You will recognize my last pearl of wisdom as a modification of the Peter Pan syndrome. Let them be kids as long as possible!  While it may be cliché, as we all know and live every day, once that’s gone, it’s gone forever, and I know that I, and maybe you, wish you could get it back! So don’t take it away from them. Don’t be in such a hurry to “help” them see things as you see them, through adult eyes and perceptions. They are emotionally, physically, and intellectually naïve – it's a wonderful time so don’t rush to take that away from them. In fact, for a truly wonderful relationship, force yourself to see the world as they do! That’s why I once found a pet/fish store open till midnight so I could go out and replace the fish that had died when Lauren was asleep (and yes, I brought the dead fish with me to try to get a match!) Of course she would have to learn to deal with the death of a beloved pet, and eventually beloved humans. But she didn’t have to learn about it that day, and it let her be a kid a little bit longer. 

Don’t try to explain why work is so busy, that you need to do it to pay the bills that benefit them, and thus you don’t have time to play Chutes and Ladders for the 5th time in the past 2 hours. Instead, see it through their filters – why would anyone want to deal with things that are drudgery and frustrating when you can have fun playing a grand game? They didn’t ask to be your child – you decided to make them your child. I hope that decision was made with an appreciation for the fact that this responsibility instantly became the single greatest responsibility you have ever undertaken. The consequences of that decision are literally life changing for all involved. If it’s not your greatest responsibility, then something’s awry and you will miss out on immeasurable joy.

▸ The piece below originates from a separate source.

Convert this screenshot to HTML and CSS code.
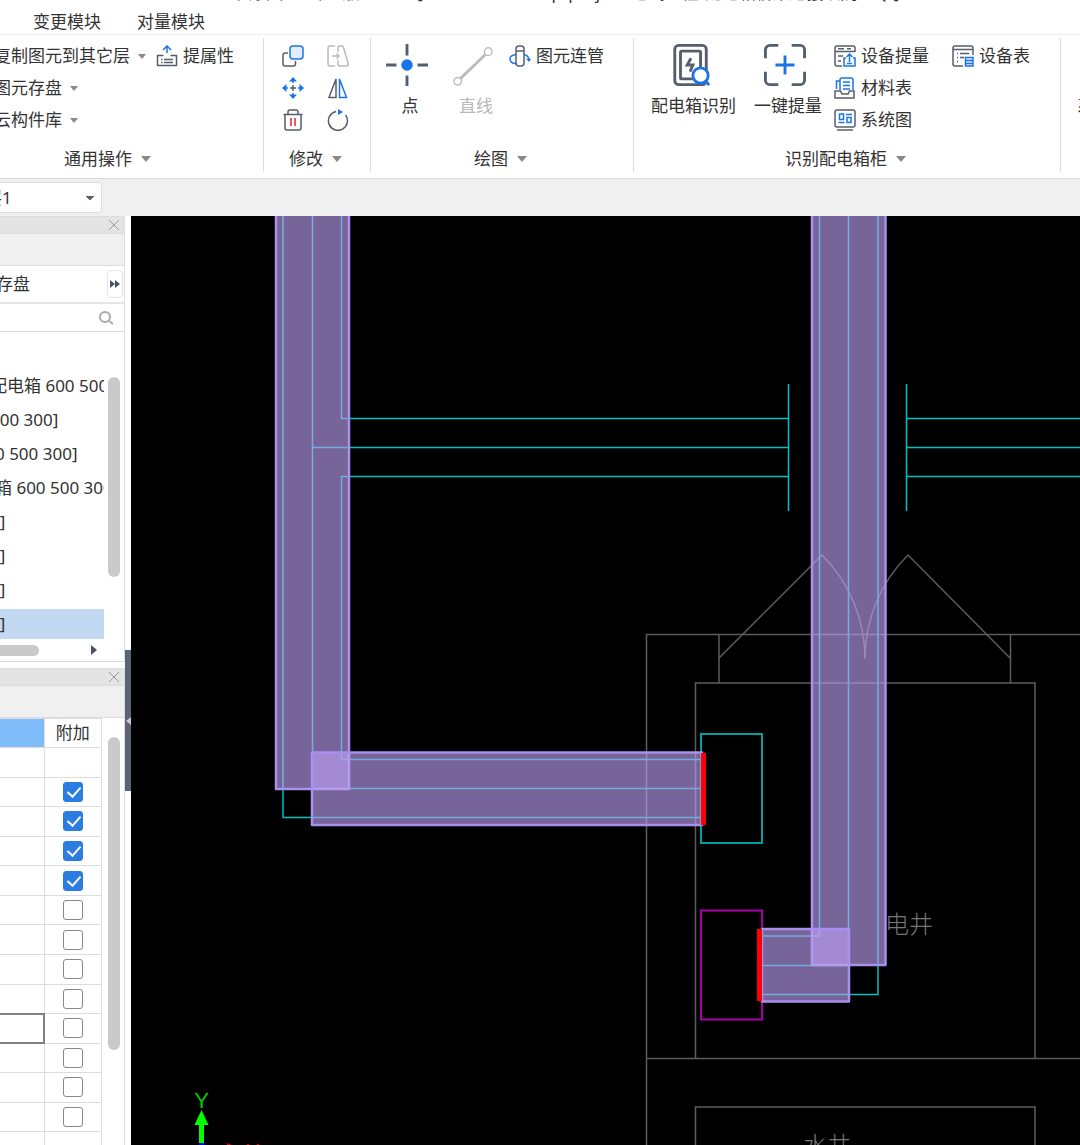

In the summer of 1988, my family of 3 (Lauren was 1) was invited to a swimming party at the home of my then senior VP. He had 4 adult daughters. While everyone was subtly vying for his attention, I spent the greater part of the day with Lauren in the pool. Late in the afternoon, the VP’s wife found me and pulled me aside to tell me that her husband had spent much of the day watching us play in the pool. Why? As she explained, he had been the wonderful corporate soldier. Moved all around the country when he was asked to. Frequently travelling. Successfully moved up to senior VP of one of the world’s largest companies. And she told me that if he had to do it all again, he would rather have spent the time in the pool with his daughters, because now he was here, envying me and the relationship I was already building with my child. Over the course of my career, I was often asked to make those same sacrifices, but by then I had already learned my golden rule – I worked to live; not lived to work. And while I had a satisfying and rewarding career, I never reached for those corporate stars that were dangled in front of me. Because one day I was hoping that I would have the type of relationship with my children that allows me to eat yellow with one of them, and climb a mountain with the other.